Domenica, 15/12/2019 - Se dal lato umano la storia di “Santa Scorsese” riceve tutta la mia vicinanza come donna, come persona che rigetta ogni forma di violenza, come militante dei diritti alle pari opportunità e contrasto alla violenza di genere col comitato “Donne in fermento” ho qualche dubbio.
Il film di Alessandro Piva racconta la storia di Santa, una ragazza semplice, come tante, che vive a Bari negli anni 80. Poco più che maggiorenne sogna di diventare missionaria, frequenta assiduamente la Chiesa e con sorelle a lei vicine e padri spirituali si incammina verso questa strada. Santa vive la sua spiritualità in pieno raccoglimento e affidamento della sua vita a Dio; i suoi pensieri di consacrazione vengono ben sottolineati nel film documentario, anzi diventano filo conduttore della storia di Santa. Il film monta interviste di sacerdoti, vescovi, sorelle, familiari, in chiese che fanno rimbombare la voce di chi è intervistato, come se si volesse suggerire la forza superiore del racconto.
Statue di Madonne e Crocifissi sono inseriti e montati durante l'intervista in modo fortemente suggestivo e di invito ad una lettura di stampo religioso dal direttore della fotografia. Delle altre donne di quel periodo, delle leggi in atto, di dati e ricerche del tempo, di parallelismi tra ieri e oggi nessun accenno se non qualche traccia alla fine, tra i titoli di coda, mentre il pubblico sta per andare via. Quasi fosse un dettaglio e invece dettaglio non è, perché la lotta e l'esempio di una è la lotta e la voce di tante. Questa è la nostra forza. Non vogliamo stagliare la donna uccisa sul piedistallo dell'eroina o della martire, diventerebbe un fatto isolato ed eccezionale, invece il femminicidio è un fatto che accade nella normalità, che viene accettato nella piena normalità, come se da un momento all'altro dovessimo sentire e risentire questi fatti di cronaca. Non è un fatto isolato o che riguarda il martirio, è una eliminazione sistematica di genere: questa è la crudeltà.

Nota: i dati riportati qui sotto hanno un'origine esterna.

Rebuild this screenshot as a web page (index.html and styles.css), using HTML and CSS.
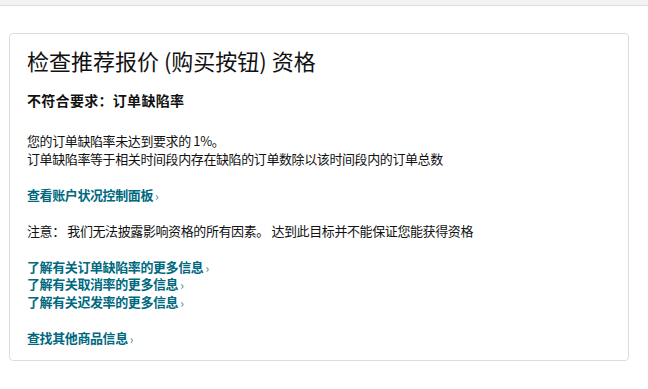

Il pericolo è che la lettura sia fortemente religiosa, ponendo la ragazza- martire al di sopra di ogni fotogramma, inserendo come lettura tra le righe che nonostante Santa non non se la sia cercata l'assassinio è avvenuto ugualmente. Per una che lotta nel paese se deve o non deve portare i pantaloncini da corsa quando corre, questa interpretazione del racconto è allarmante. Come se la mia lotta finita anche nelle aule dei tribunali fosse stata vana. Le lotte, anche quelle apparentemente piccole rispetto a fatti di sangue costano sacrifici, umiliazioni da parte di legali senza scrupoli, tempo rubato alla bellezza della cultura, della poesia o della normale quotidianità. Le lotte costano sangue sulla mia pelle, ed è per questo che è gravissimo tornare indietro. Anche attraverso mezzi di comunicazione che portano messaggi fuori tempo.
Il martirio di Santa è avvenuto per mano di un folle, di uno sconosciuto che non smetteva di seguirla e perseguitarla. Il 15 marzo 1991, al rientro a casa, Santa infatti viene accoltellata e muore ad appena 23 anni. E questo a livello umano ci fa stare male; c'è una vicinanza alla famiglia fortissima. Ma dal punto di vista del crimine sono pochissimi i casi di folli che ammazzano le donne, anche se questa povera ragazza lo ha incontrato.
I folli per la maggior parte nei femminicidi o maltrattamenti e umiliazioni sono nelle nostre case e sono i nostri mariti e compagni. E non siamo eroine perché siamo tante tantissime. E ci batteremo fino a Strasburgo per i nostri diritti. È quasi un testamento. Ed è una Promessa con la p maiuscola.